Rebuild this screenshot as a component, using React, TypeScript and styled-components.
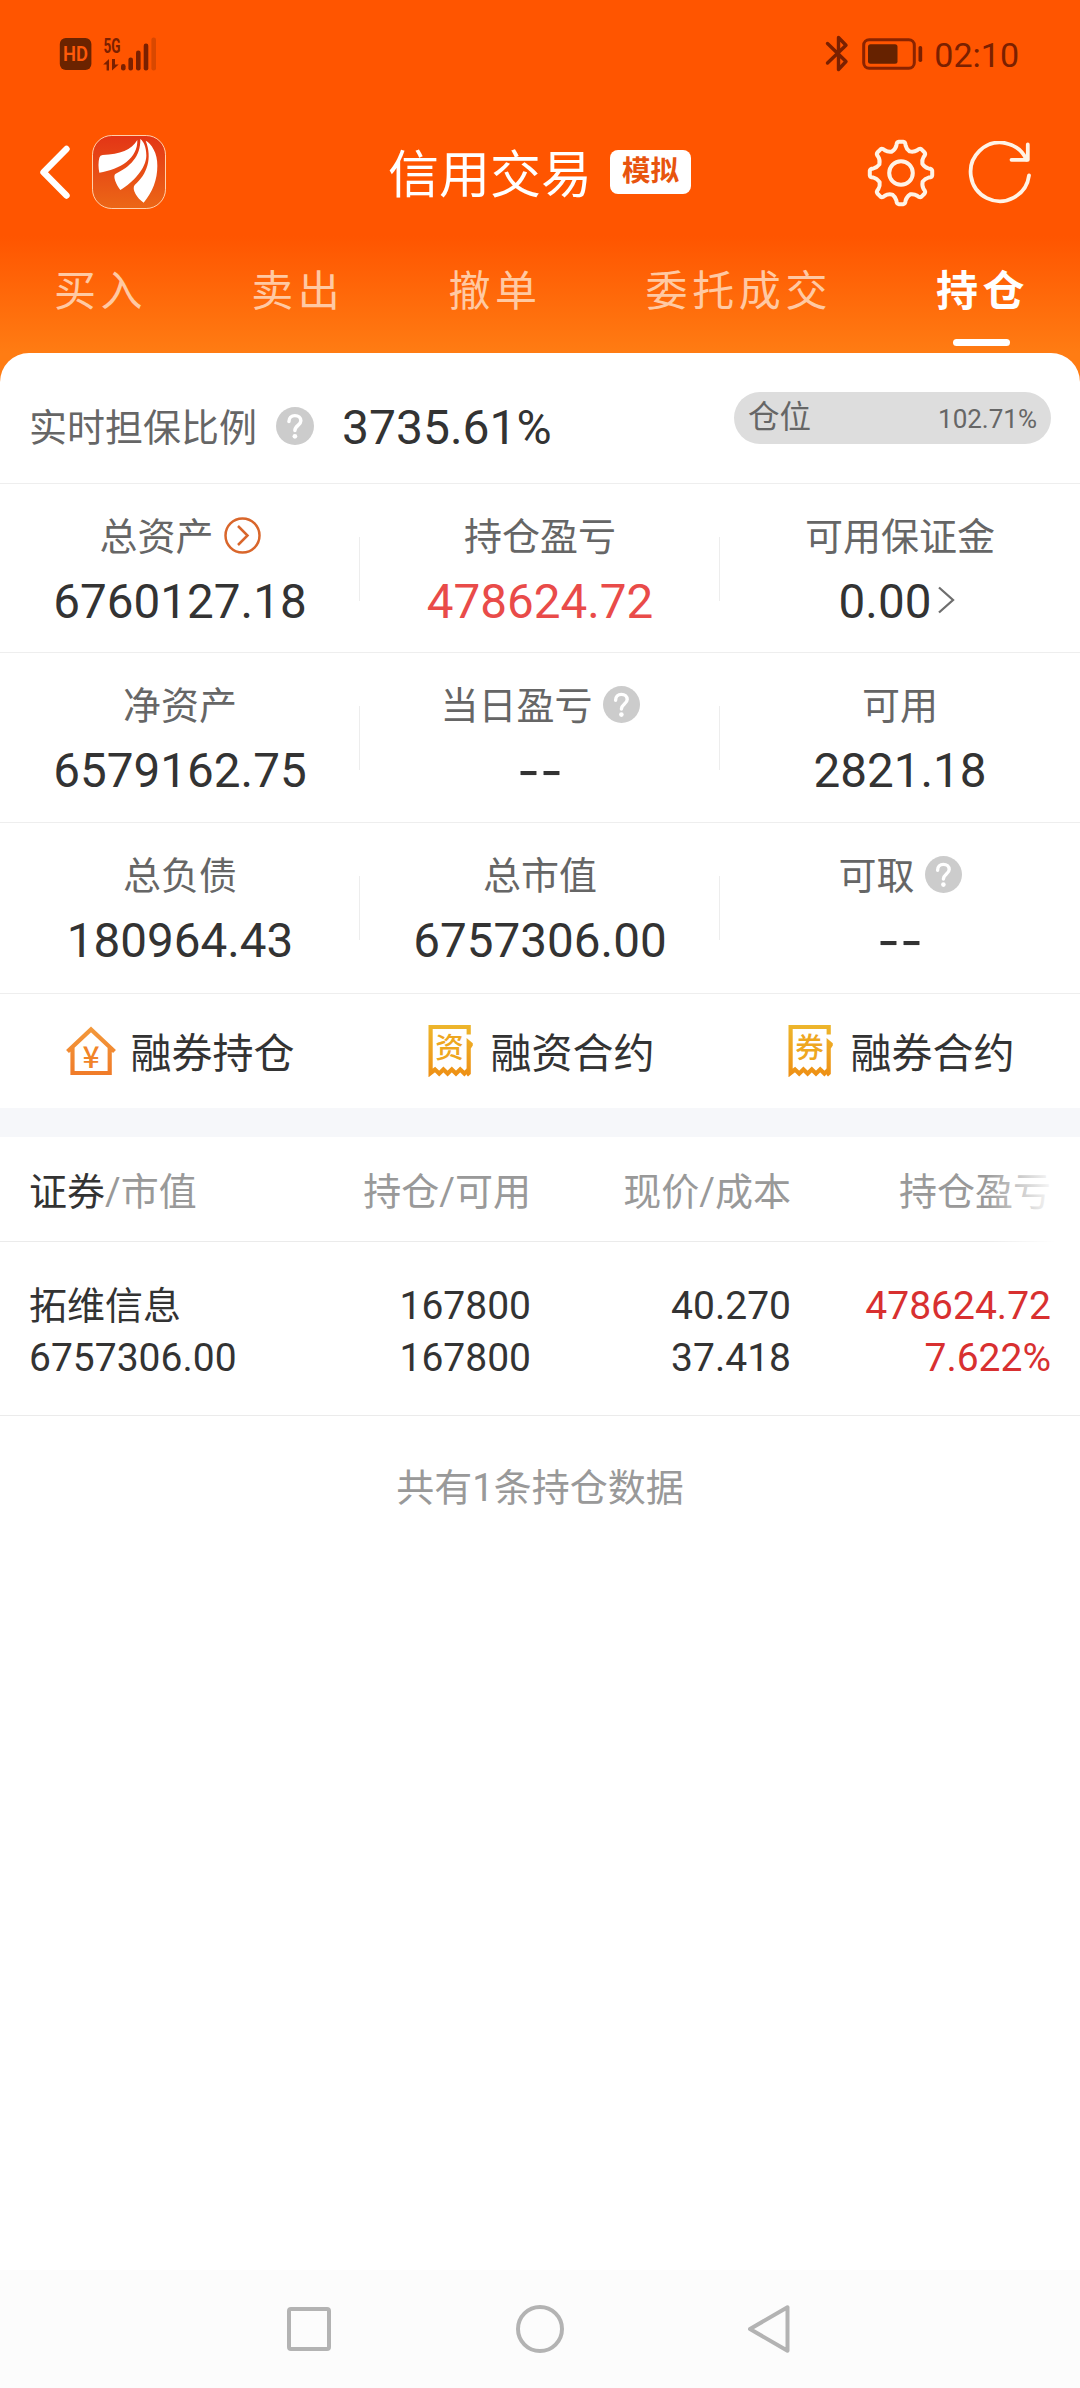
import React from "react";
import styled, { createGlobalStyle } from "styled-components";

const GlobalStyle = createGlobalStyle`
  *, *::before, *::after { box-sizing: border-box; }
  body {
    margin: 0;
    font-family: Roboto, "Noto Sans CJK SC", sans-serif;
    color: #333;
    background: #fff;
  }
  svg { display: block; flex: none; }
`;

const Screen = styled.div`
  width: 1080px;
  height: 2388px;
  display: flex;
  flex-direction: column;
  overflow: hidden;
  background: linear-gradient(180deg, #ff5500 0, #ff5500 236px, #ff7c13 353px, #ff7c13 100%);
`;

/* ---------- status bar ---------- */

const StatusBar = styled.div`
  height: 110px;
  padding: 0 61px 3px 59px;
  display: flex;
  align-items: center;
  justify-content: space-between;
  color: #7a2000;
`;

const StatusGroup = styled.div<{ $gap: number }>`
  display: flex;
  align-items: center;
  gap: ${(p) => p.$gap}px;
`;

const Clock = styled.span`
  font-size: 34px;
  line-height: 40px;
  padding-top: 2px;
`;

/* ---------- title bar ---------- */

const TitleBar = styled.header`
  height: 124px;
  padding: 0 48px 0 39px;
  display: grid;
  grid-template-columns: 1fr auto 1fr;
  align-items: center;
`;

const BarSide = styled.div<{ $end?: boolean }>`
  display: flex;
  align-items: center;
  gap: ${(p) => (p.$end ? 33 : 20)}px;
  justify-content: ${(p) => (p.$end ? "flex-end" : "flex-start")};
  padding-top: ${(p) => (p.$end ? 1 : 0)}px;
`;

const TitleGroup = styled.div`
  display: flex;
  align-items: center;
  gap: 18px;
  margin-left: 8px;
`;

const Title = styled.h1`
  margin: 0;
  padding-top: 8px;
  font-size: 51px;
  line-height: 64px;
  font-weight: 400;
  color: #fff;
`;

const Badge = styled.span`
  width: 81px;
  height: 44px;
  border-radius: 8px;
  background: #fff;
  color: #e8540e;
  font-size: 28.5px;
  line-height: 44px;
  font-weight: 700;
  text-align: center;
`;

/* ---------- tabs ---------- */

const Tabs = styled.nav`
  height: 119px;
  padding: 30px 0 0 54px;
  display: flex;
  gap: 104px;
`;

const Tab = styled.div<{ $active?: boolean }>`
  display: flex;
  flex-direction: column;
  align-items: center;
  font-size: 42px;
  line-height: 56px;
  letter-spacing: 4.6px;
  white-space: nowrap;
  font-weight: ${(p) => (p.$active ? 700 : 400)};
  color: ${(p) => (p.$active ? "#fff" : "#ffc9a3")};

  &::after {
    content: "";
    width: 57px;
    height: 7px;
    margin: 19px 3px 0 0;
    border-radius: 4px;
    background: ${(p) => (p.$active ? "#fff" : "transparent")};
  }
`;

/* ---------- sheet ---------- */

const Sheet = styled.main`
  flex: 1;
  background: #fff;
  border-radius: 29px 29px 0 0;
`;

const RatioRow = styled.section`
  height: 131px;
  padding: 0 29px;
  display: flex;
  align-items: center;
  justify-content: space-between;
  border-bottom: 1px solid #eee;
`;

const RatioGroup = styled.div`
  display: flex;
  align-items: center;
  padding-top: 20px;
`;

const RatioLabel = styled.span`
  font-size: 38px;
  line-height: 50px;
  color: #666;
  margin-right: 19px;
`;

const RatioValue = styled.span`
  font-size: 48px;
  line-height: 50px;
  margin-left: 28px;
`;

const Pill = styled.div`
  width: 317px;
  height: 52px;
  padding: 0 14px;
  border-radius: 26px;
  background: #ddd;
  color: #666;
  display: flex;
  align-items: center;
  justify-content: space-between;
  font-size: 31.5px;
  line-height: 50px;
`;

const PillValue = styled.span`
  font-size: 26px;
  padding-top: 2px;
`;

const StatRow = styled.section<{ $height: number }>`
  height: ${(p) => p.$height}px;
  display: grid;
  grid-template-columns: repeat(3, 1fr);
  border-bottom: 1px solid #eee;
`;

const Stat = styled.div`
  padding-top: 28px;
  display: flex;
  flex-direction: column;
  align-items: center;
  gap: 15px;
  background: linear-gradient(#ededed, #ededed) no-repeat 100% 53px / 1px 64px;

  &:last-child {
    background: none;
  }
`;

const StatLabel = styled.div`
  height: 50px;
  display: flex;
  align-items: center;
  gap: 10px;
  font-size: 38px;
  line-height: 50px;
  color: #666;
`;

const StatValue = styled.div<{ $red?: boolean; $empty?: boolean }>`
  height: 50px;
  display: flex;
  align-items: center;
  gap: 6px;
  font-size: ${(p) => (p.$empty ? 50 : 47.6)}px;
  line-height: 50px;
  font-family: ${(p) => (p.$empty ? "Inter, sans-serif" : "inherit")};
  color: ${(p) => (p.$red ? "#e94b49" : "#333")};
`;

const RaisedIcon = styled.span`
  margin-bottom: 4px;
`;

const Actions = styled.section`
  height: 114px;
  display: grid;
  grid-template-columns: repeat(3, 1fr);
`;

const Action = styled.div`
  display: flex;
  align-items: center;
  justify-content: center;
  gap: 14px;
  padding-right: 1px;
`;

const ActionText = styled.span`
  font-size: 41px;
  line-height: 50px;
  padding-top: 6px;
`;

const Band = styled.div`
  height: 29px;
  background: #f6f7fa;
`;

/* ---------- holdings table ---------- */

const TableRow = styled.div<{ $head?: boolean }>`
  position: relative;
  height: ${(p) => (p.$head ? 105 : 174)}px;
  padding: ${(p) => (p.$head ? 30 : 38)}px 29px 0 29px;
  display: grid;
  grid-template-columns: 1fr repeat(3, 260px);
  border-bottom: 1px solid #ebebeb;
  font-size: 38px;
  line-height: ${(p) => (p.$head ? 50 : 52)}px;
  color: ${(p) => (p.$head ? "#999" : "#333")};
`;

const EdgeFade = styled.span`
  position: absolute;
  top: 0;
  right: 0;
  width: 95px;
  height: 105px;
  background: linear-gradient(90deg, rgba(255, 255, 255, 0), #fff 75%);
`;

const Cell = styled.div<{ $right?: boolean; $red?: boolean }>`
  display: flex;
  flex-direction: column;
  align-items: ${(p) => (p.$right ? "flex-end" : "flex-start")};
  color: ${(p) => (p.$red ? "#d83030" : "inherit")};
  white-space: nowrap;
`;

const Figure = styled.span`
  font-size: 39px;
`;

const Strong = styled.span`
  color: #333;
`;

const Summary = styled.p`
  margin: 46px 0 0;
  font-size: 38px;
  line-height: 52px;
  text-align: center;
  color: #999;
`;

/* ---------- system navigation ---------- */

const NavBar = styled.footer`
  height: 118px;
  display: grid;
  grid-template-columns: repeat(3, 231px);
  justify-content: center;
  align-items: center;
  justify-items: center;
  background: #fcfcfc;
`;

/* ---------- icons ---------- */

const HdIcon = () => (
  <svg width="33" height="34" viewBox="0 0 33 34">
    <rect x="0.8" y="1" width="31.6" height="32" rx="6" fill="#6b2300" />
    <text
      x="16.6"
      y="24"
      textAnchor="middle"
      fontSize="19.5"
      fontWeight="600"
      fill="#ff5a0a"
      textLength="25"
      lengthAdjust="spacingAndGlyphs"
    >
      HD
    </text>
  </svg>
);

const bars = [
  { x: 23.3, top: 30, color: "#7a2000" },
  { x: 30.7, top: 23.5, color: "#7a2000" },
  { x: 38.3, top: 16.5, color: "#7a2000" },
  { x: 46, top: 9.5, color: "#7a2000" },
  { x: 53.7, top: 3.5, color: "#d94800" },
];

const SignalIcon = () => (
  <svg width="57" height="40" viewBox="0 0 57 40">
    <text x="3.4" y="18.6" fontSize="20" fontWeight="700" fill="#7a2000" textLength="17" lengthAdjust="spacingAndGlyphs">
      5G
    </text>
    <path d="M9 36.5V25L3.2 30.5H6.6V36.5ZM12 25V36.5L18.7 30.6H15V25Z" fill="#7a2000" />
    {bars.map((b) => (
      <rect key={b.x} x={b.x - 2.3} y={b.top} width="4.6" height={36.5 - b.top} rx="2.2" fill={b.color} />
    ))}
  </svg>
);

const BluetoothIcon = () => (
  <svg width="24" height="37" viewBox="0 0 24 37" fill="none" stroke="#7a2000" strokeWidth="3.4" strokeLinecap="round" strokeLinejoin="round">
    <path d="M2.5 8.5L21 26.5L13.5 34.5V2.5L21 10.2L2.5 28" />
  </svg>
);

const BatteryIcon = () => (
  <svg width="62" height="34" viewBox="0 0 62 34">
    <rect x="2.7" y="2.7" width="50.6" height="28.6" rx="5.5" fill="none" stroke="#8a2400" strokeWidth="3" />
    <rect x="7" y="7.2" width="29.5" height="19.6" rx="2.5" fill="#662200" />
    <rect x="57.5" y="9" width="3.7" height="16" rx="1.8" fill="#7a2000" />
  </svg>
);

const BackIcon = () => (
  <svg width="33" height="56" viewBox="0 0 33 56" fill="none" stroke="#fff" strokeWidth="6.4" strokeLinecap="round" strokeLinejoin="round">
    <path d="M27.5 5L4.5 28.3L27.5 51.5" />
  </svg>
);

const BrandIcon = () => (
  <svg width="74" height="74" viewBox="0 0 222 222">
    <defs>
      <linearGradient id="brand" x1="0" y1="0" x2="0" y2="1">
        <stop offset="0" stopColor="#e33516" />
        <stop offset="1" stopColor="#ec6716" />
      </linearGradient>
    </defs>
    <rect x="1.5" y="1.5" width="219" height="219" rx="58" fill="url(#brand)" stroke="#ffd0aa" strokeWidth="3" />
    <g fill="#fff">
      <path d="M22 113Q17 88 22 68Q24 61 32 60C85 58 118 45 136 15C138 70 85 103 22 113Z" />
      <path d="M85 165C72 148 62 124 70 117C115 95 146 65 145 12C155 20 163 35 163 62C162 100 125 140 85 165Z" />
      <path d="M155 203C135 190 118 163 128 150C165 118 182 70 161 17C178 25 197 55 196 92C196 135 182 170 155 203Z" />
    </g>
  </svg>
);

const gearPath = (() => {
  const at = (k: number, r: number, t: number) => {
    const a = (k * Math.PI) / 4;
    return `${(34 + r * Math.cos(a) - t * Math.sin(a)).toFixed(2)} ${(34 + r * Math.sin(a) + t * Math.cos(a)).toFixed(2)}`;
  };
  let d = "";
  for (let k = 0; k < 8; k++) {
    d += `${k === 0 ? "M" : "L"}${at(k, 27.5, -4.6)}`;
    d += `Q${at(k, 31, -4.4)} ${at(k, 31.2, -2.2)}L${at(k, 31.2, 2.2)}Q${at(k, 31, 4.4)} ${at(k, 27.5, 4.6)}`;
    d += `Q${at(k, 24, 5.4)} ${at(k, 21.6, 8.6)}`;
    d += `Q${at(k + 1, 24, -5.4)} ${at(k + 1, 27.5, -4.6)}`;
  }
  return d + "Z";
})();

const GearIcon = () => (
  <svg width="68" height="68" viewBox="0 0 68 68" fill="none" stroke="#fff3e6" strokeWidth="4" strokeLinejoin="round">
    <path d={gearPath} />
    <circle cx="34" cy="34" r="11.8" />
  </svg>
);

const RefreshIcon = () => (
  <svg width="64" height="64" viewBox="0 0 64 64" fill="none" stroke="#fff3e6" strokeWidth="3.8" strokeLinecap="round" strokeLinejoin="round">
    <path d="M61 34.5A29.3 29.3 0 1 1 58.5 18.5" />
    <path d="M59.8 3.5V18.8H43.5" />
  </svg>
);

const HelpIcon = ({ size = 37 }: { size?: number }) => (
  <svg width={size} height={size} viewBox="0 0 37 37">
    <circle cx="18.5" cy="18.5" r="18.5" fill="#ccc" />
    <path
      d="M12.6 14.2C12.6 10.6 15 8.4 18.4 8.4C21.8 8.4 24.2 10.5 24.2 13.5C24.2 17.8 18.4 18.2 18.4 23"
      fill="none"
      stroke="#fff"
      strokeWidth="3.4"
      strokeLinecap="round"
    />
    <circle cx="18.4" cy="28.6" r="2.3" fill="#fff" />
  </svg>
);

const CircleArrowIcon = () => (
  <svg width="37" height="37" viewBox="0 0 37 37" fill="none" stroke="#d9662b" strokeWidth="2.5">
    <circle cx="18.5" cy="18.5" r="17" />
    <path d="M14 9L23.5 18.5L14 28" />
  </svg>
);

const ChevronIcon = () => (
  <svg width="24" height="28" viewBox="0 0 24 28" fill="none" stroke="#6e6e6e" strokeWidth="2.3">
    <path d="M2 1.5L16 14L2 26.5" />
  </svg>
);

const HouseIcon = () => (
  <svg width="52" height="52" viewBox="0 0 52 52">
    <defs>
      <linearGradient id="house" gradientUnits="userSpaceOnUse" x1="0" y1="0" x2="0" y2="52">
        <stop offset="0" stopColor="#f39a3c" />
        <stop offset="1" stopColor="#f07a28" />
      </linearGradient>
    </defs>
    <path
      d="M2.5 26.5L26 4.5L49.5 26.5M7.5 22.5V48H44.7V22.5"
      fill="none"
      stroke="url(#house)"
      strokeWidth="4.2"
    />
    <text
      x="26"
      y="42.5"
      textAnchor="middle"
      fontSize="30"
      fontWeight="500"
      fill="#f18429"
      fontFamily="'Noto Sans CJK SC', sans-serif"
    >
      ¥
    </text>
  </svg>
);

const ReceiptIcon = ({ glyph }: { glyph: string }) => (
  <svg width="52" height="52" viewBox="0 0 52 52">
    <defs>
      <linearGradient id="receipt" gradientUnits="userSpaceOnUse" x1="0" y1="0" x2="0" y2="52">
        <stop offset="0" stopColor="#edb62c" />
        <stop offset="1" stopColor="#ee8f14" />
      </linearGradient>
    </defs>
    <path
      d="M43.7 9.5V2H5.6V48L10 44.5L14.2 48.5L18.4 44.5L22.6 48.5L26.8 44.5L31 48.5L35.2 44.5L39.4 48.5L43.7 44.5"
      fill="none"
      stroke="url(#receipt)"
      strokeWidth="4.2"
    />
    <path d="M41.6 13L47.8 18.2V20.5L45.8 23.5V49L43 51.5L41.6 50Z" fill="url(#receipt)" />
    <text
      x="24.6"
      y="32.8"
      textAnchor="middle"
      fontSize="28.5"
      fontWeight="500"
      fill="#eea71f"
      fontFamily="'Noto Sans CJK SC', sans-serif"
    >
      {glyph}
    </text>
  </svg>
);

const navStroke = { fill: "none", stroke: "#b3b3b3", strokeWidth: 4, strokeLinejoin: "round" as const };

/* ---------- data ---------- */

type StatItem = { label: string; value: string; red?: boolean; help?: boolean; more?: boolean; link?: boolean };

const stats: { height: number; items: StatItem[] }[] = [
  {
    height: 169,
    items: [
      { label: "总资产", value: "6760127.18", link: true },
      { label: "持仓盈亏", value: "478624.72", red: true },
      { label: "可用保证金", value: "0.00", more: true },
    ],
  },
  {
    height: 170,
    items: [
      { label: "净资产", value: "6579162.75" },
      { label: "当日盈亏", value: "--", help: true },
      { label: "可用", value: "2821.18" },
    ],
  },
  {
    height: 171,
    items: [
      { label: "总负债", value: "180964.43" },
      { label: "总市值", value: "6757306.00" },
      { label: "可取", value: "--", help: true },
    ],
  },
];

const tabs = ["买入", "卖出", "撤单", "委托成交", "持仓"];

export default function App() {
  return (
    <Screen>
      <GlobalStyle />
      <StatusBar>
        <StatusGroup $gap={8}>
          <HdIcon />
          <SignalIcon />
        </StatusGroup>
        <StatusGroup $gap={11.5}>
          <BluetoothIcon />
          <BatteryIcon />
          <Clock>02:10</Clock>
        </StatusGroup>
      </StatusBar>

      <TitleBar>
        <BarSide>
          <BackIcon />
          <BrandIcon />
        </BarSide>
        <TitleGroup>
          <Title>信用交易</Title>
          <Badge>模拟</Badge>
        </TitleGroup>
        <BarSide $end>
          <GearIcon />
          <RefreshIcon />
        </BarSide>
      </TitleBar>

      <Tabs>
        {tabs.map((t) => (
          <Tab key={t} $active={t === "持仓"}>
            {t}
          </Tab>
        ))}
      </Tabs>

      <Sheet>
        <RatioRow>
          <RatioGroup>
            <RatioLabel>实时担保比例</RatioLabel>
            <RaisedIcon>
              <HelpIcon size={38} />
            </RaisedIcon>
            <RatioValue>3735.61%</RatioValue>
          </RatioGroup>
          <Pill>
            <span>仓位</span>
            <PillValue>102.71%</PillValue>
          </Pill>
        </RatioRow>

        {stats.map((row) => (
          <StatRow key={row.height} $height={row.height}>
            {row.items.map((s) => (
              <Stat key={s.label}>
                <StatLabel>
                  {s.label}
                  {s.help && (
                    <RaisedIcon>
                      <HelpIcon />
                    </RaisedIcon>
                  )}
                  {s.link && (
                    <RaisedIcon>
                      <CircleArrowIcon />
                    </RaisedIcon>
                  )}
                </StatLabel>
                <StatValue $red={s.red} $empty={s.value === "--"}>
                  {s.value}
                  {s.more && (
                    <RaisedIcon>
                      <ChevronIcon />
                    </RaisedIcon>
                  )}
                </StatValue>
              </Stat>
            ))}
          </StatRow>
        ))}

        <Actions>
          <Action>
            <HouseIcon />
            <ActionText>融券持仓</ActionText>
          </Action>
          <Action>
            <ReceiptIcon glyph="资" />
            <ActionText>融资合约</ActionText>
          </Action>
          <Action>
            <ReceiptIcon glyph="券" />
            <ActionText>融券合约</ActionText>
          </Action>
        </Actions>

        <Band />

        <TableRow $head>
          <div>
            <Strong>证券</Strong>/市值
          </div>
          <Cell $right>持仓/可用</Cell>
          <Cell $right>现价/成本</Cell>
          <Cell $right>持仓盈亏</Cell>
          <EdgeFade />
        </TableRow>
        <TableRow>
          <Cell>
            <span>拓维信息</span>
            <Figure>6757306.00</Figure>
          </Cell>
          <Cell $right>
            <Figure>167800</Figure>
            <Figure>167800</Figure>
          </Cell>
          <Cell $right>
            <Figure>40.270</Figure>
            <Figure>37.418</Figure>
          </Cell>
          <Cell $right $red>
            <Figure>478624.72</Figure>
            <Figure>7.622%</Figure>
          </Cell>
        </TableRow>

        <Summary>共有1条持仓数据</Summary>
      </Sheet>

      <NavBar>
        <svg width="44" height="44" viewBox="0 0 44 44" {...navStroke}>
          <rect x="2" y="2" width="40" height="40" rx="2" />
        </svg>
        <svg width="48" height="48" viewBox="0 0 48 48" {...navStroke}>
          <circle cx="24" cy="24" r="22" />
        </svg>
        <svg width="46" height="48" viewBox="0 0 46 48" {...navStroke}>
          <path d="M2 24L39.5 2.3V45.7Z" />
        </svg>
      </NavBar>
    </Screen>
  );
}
************
Extract, word for word, each line from the top of the data down to and including the line with "status bar ---------- */"; skip the pictures.

Rebuild this screenshot as a component, using React, TypeScript and styled-components.
import React from "react";
import styled, { createGlobalStyle } from "styled-components";

const GlobalStyle = createGlobalStyle`
  *, *::before, *::after { box-sizing: border-box; }
  body {
    margin: 0;
    font-family: Roboto, "Noto Sans CJK SC", sans-serif;
    color: #333;
    background: #fff;
  }
  svg { display: block; flex: none; }
`;

const Screen = styled.div`
  width: 1080px;
  height: 2388px;
  display: flex;
  flex-direction: column;
  overflow: hidden;
  background: linear-gradient(180deg, #ff5500 0, #ff5500 236px, #ff7c13 353px, #ff7c13 100%);
`;

/* ---------- status bar ---------- */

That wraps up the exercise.